A scheme of ad hoc payments to reward baseload plants doesn't solve problems, Hughes says, adding that previous arrangements not overseen by the feds "did a better job compensating different resource types."
The
move toward more natural gas and renewables is expected to continue to
grow, even with a new president in the White House who is focused on
bringing back the coal industry. (AP Photo)
Some states are enacting programs outside federal processes to boost baseload nuclear power plants by giving them clean energy credits, essentially paying them to stay online.
New York's Democratic Gov. Andrew Cuomo did that last year by including nuclear power in the state's renewable energy mandate. Moeller expects New York to be sued sometime this year over the plan.
Merchant utilities, including a number of natural gas plant operators in the Northeast, are challenging New York's zero emission credit scheme at FERC. The utilities argue that Cuomo's clean energy program upsets basic market principles that should encourage competition and drive generation costs down.
Moeller says it's probably better to address power plant closures through the commission process rather than through the states. "It's a little bit more focused on actual markets and the compensation that can come out of a market-based product that pertains to reliability services," he said.
The line between state and federal jurisdiction over incentives for power plants in federally overseen electricity markets has been blurred in recent years. The Supreme Court gave the commission the upper hand last year, asserting the federal government's jurisdiction in setting gound rules for paying big power plants.
Clark and others expect Northeastern states eventually removing themselves from FERC's oversight to pursue aggressive climate policies.
Many say this would be a mistake. "The Northeastern states are notorious for policies that de-industrialize their economies. They are nothing if not consistent," Hughes says.
R Street Institute, a free-market think tank, wants Trump to support FERC's competitive markets to keep energy prices low, foster new technologies and drive out market-distorting incentives.

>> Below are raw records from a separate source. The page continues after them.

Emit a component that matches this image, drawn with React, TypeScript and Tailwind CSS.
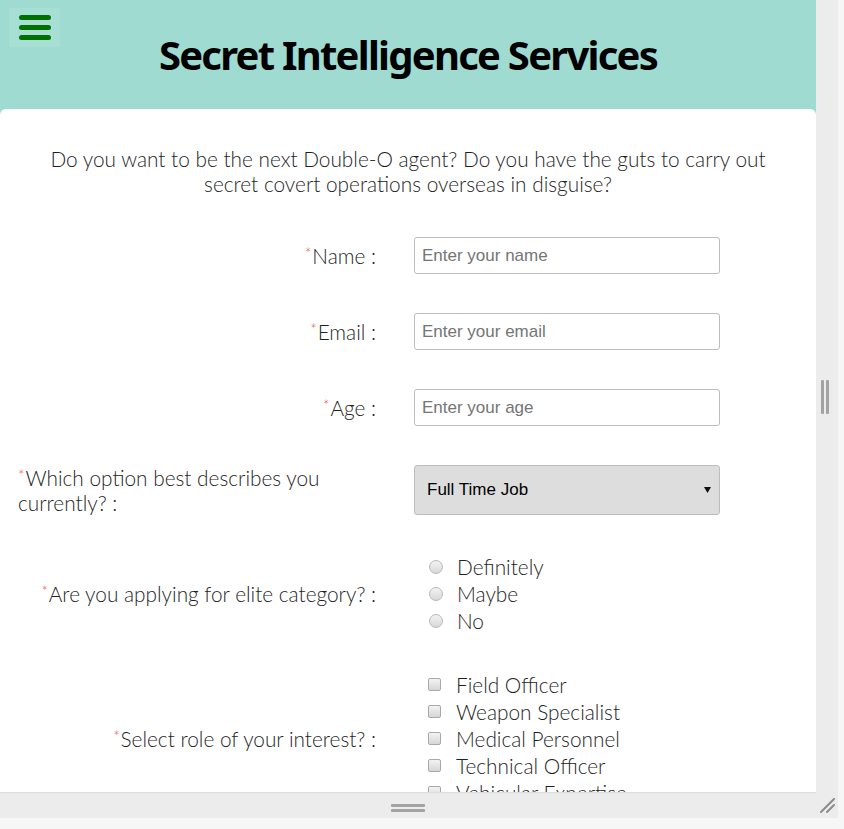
import { FC, ReactNode } from 'react';

const Star = () => (
  <span className="text-[#ef4d3f] text-[15px] leading-none relative top-[-5px] mr-[1px]">*</span>
);

const Row: FC<{ label: ReactNode; children: ReactNode; className?: string }> = ({
  label,
  children,
  className,
}) => (
  <div className={`flex items-center ${className ?? ''}`}>
    <div className="w-[358px] flex justify-end shrink-0">
      <label className="block text-[20.8px] leading-[25px] text-[#1f1f1f]">{label}</label>
    </div>
    <div className="ml-[38px]">{children}</div>
  </div>
);

const TextInput: FC<{ placeholder: string }> = ({ placeholder }) => (
  <input
    placeholder={placeholder}
    className="w-[306px] h-[37px] border border-[#bdbdbd] rounded-[3px] px-[7px] text-[17px] text-[#333] placeholder:text-[#757575] outline-none bg-white"
    style={{ fontFamily: '"Liberation Sans", Arial, sans-serif' }}
  />
);

const Radio = () => (
  <span className="w-[14px] h-[14px] rounded-full border border-[#b9b9b9] bg-gradient-to-b from-[#f3f3f3] to-[#d9d9d9] shrink-0" />
);

const Check = () => (
  <span className="w-[13px] h-[13px] rounded-[2px] border border-[#a9a9a9] bg-gradient-to-b from-[#f3f3f3] to-[#d6d6d6] shrink-0" />
);

const radios = ['Definitely', 'Maybe', 'No'];
const roles = [
  'Field Officer',
  'Weapon Specialist',
  'Medical Personnel',
  'Technical Officer',
  'Vehicular Expertise',
  'Communications',
];

export default function App() {
  return (
    <div
      className="w-[844px] h-[829px] bg-[#f6f6f6] overflow-hidden"
      style={{ fontFamily: 'Lato, "Open Sans", sans-serif' }}
    >
      <div className="grid grid-cols-[816px_22px] grid-rows-[793px_25px] bg-[#ececec] w-[838px]">
        {/* scrollable page */}
        <div className="overflow-hidden bg-[#9fdbd1] border-b border-[#dedede]">
          <header className="h-[109px] flex flex-col">
            <div className="pl-[9px] pt-[8px]">
              <button className="w-[51px] h-[39px] bg-[#a8dfd5] flex flex-col justify-center gap-[5px] px-[10px]">
                <span className="block h-[5px] w-[32px] rounded-full bg-[#007000]" />
                <span className="block h-[5px] w-[32px] rounded-full bg-[#007000]" />
                <span className="block h-[5px] w-[32px] rounded-full bg-[#007000]" />
              </button>
            </div>
            <h1
              className="text-center text-[40px] leading-[40px] font-bold text-black -mt-[12px] tracking-[-1.75px]"
              style={{ fontFamily: '"Noto Sans", Lato, sans-serif' }}
            >
              Secret Intelligence Services
            </h1>
          </header>
          <main className="bg-white rounded-t-[6px] pt-[37px] pl-[18px] pb-[40px] font-light">
            <p className="text-center text-[20.8px] leading-[25px] text-[#1f1f1f] -ml-[18px]">
              Do you want to be the next Double-O agent? Do you have the guts to carry out
              <br />
              secret covert operations overseas in disguise?
            </p>

            <Row className="mt-[41px]" label={<><Star />Name :</>}>
              <TextInput placeholder="Enter your name" />
            </Row>
            <Row className="mt-[39px]" label={<><Star />Email :</>}>
              <TextInput placeholder="Enter your email" />
            </Row>
            <Row className="mt-[39px]" label={<><Star />Age :</>}>
              <TextInput placeholder="Enter your age" />
            </Row>
            <Row
              className="mt-[39px]"
              label={<><Star />Which option best describes you currently? :</>}
            >
              <div
                className="w-[306px] h-[50px] bg-[#dddddd] border border-[#bdbdbd] rounded-[3px] flex items-center justify-between pl-[12px] pr-[8px] text-[17px] text-black font-normal"
                style={{ fontFamily: '"Liberation Sans", Arial, sans-serif' }}
              >
                <span>Full Time Job</span>
                <svg width="7" height="6" viewBox="0 0 7 6">
                  <path d="M0 0h7L3.5 6z" fill="#111" />
                </svg>
              </div>
            </Row>
            <Row className="mt-[38px]" label={<><Star />Are you applying for elite category? :</>}>
              <div className="flex flex-col pl-[15px]">
                {radios.map((r) => (
                  <div key={r} className="flex items-center h-[27px] gap-[14px]">
                    <Radio />
                    <span className="text-[20.8px] leading-[25px] text-[#1f1f1f]">{r}</span>
                  </div>
                ))}
              </div>
            </Row>
            <Row className="mt-[37px]" label={<><Star />Select role of your interest? :</>}>
              <div className="flex flex-col pl-[14px]">
                {roles.slice(0, 5).map((r) => (
                  <div key={r} className="flex items-center h-[27px] gap-[15px]">
                    <Check />
                    <span className="text-[20.8px] leading-[25px] text-[#1f1f1f]">{r}</span>
                  </div>
                ))}
              </div>
            </Row>
          </main>
        </div>

        {/* right resize bar */}
        <div className="flex items-center justify-center">
          <div className="flex gap-[2px] -ml-[5px]">
            <span className="w-[3px] h-[34px] bg-[#a3a3a3] rounded-[1px]" />
            <span className="w-[3px] h-[34px] bg-[#a3a3a3] rounded-[1px]" />
          </div>
        </div>

        {/* bottom resize bar */}
        <div className="flex justify-center pt-[11px]">
          <div className="flex flex-col gap-[2px] -ml-[1px]">
            <span className="w-[34px] h-[3px] bg-[#a3a3a3] rounded-[1px]" />
            <span className="w-[34px] h-[3px] bg-[#a3a3a3] rounded-[1px]" />
          </div>
        </div>
        <div className="flex items-end justify-start pl-[4px] pb-[4px]">
          <svg width="16" height="16" viewBox="0 0 16 16">
            <path d="M14 1L1 14M14 7L7 14" stroke="#8c8c8c" strokeWidth="2" strokeLinecap="round" />
          </svg>
        </div>
      </div>
    </div>
  );
}
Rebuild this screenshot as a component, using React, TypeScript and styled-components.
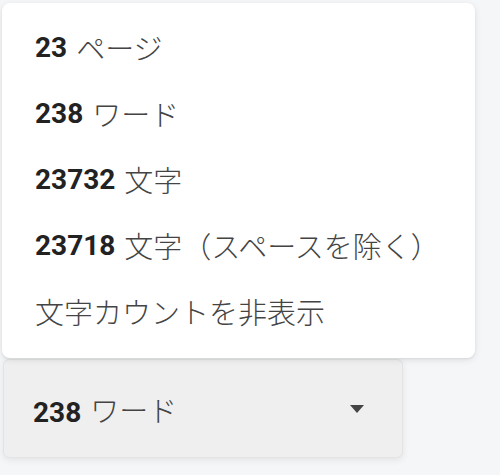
import React from 'react'
import styled, { createGlobalStyle } from 'styled-components'

const GlobalStyle = createGlobalStyle`
  html, body {
    margin: 0;
    padding: 0;
    background: #f5f6f8;
    font-family: Roboto, "Noto Sans CJK JP", sans-serif;
  }
`

const StyledPage = styled.div`
  width: 500px;
  height: 475px;
  padding: 3px 0 0 2px;
  box-sizing: border-box;
  overflow: hidden;
`

const StyledMenu = styled.div`
  width: 473px;
  height: 355px;
  box-sizing: border-box;
  padding: 11px 0 14px 0;
  background: #ffffff;
  border-radius: 8px;
  box-shadow: 0 2px 6px rgba(60, 64, 67, 0.12), 0 1px 2px rgba(60, 64, 67, 0.08);
  position: relative;
  z-index: 2;
`

const StyledItem = styled.div`
  height: 66px;
  display: flex;
  align-items: center;
  padding-left: 33px;
  font-size: 29px;
  font-weight: 300;
  color: #444444;
  white-space: nowrap;
`

const StyledCount = styled.b`
  font-size: 28px;
  font-weight: 700;
  color: #222222;
  margin-right: 9px;
`

const StyledButton = styled.div`
  width: 400px;
  height: 99px;
  margin: 1px 0 0 1px;
  box-sizing: border-box;
  padding: 0 38px 0 29px;
  display: flex;
  align-items: center;
  justify-content: space-between;
  background: #efefef;
  border: 1px solid #e4e4e4;
  border-radius: 6px;
  box-shadow: 0 2px 6px rgba(60, 64, 67, 0.1);
  font-size: 29px;
  font-weight: 300;
  color: #444444;
`

const StyledArrow = styled.span`
  width: 0;
  height: 0;
  border-left: 7px solid transparent;
  border-right: 7px solid transparent;
  border-top: 8px solid #444444;
`

const items = [
  { count: '23', label: 'ページ' },
  { count: '238', label: 'ワード' },
  { count: '23732', label: '文字' },
  { count: '23718', label: '文字（スペースを除く）' },
  { count: '', label: '文字カウントを非表示' },
]

const App: React.FC = () => {
  return (
    <>
      <GlobalStyle />
      <StyledPage>
        <StyledMenu>
          {items.map((item) => (
            <StyledItem key={item.label + item.count}>
              {item.count && <StyledCount>{item.count}</StyledCount>}
              {item.label}
            </StyledItem>
          ))}
        </StyledMenu>
        <StyledButton>
          <span>
            <StyledCount>238</StyledCount>ワード
          </span>
          <StyledArrow />
        </StyledButton>
      </StyledPage>
    </>
  )
}

export default App
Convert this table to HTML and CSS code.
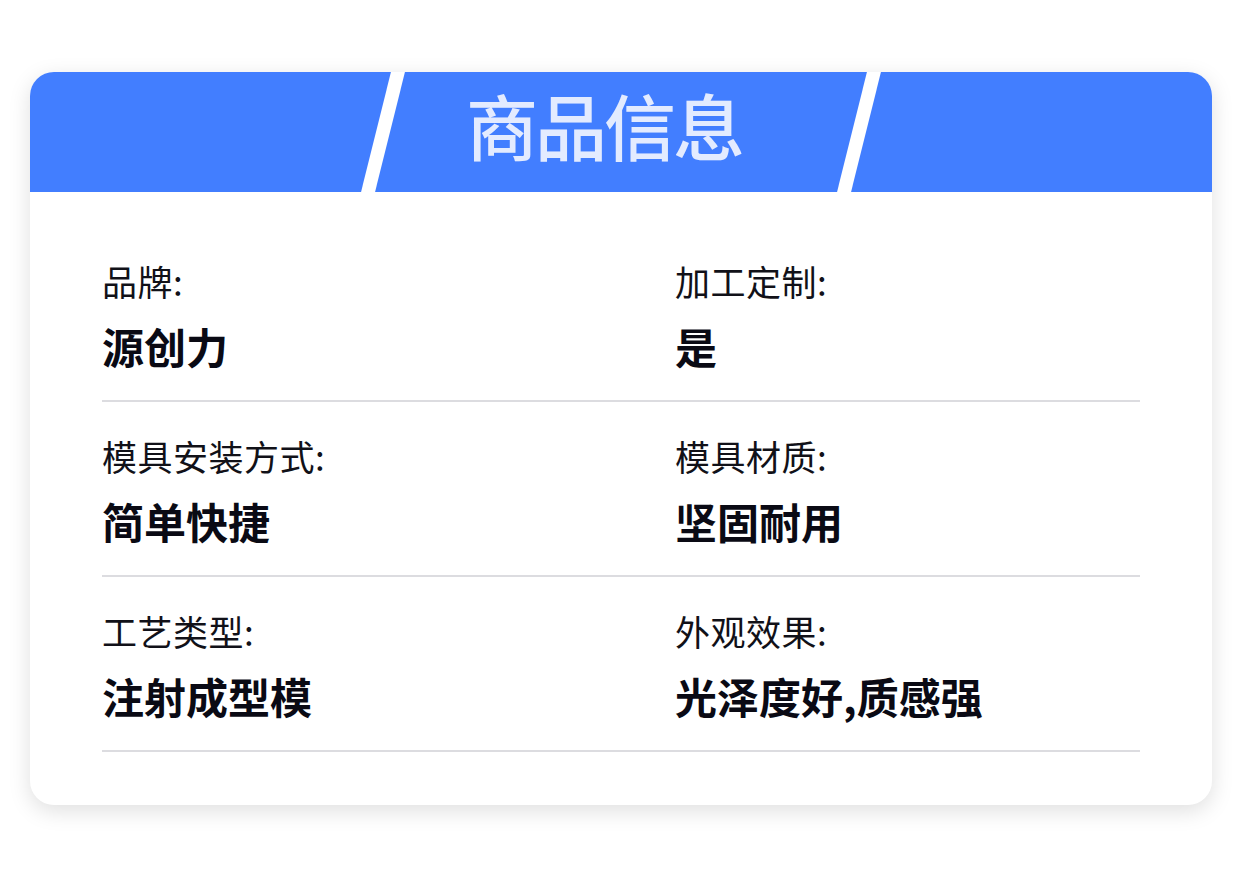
FILE: index.html
```html
<!DOCTYPE html>
<html lang="zh-CN">
<head>
<meta charset="utf-8">
<title>商品信息</title>
<link rel="stylesheet" href="styles.css">
</head>
<body>
<section class="card">
  <header class="card-head">
    <h1 class="card-title">商品信息</h1>
  </header>
  <div class="card-body">
    <div class="row">
      <div class="cell"><div class="label">品牌:</div><div class="value">源创力</div></div>
      <div class="cell"><div class="label">加工定制:</div><div class="value">是</div></div>
    </div>
    <div class="row">
      <div class="cell"><div class="label">模具安装方式:</div><div class="value">简单快捷</div></div>
      <div class="cell"><div class="label">模具材质:</div><div class="value">坚固耐用</div></div>
    </div>
    <div class="row">
      <div class="cell"><div class="label">工艺类型:</div><div class="value">注射成型模</div></div>
      <div class="cell"><div class="label">外观效果:</div><div class="value">光泽度好,质感强</div></div>
    </div>
  </div>
</section>
</body>
</html>
```
FILE: styles.css
```css
html, body {
  margin: 0;
  padding: 0;
  background: #ffffff;
}
body {
  font-family: "Noto Sans CJK SC", "Noto Sans", sans-serif;
  width: 1242px;
  height: 877px;
  overflow: hidden;
}
.card {
  margin: 72px 0 0 30px;
  width: 1182px;
  background: #ffffff;
  border-radius: 24px;
  overflow: hidden;
  box-shadow: 0 6px 22px rgba(0, 0, 0, 0.13);
}
.card-head {
  position: relative;
  height: 120px;
  box-sizing: border-box;
  background: #427eff;
  display: flex;
  align-items: center;
  justify-content: center;
  padding: 0 34px 16px 0;
}
.card-head::before,
.card-head::after {
  content: "";
  position: absolute;
  top: 0;
  width: 14px;
  height: 120px;
  background: #ffffff;
  transform: skewX(-14deg);
}
.card-head::before { left: 346px; }
.card-head::after { left: 822px; }
.card-title {
  margin: 0;
  font-size: 72px;
  line-height: 80px;
  font-weight: 500;
  letter-spacing: -3px;
  color: #e3ebff;
}
.card-body {
  padding: 35px 72px 53px;
}
.row {
  display: grid;
  grid-template-columns: 573px 1fr;
  padding: 34px 0 29px;
  border-bottom: 2px solid #dcdce0;
}
.cell {
  display: flex;
  flex-direction: column;
  gap: 20px;
}
.label {
  font-size: 35px;
  line-height: 40px;
  font-weight: 400;
  letter-spacing: 0.5px;
  color: #111118;
}
.value {
  font-size: 42px;
  line-height: 50px;
  font-weight: 700;
  color: #0a0a14;
}
```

"Low natural gas prices are transforming the electricity sector, clean-energy technologies are increasingly competitive and innovators are at work identifying the next generation of solutions," R Street said in recommendations to Trump. "It's time for all forms of commercialized energy, fossil and renewable alike, to compete in the open market by prioritizing a phase-out pathway for all energy subsidies and other distortionary policies."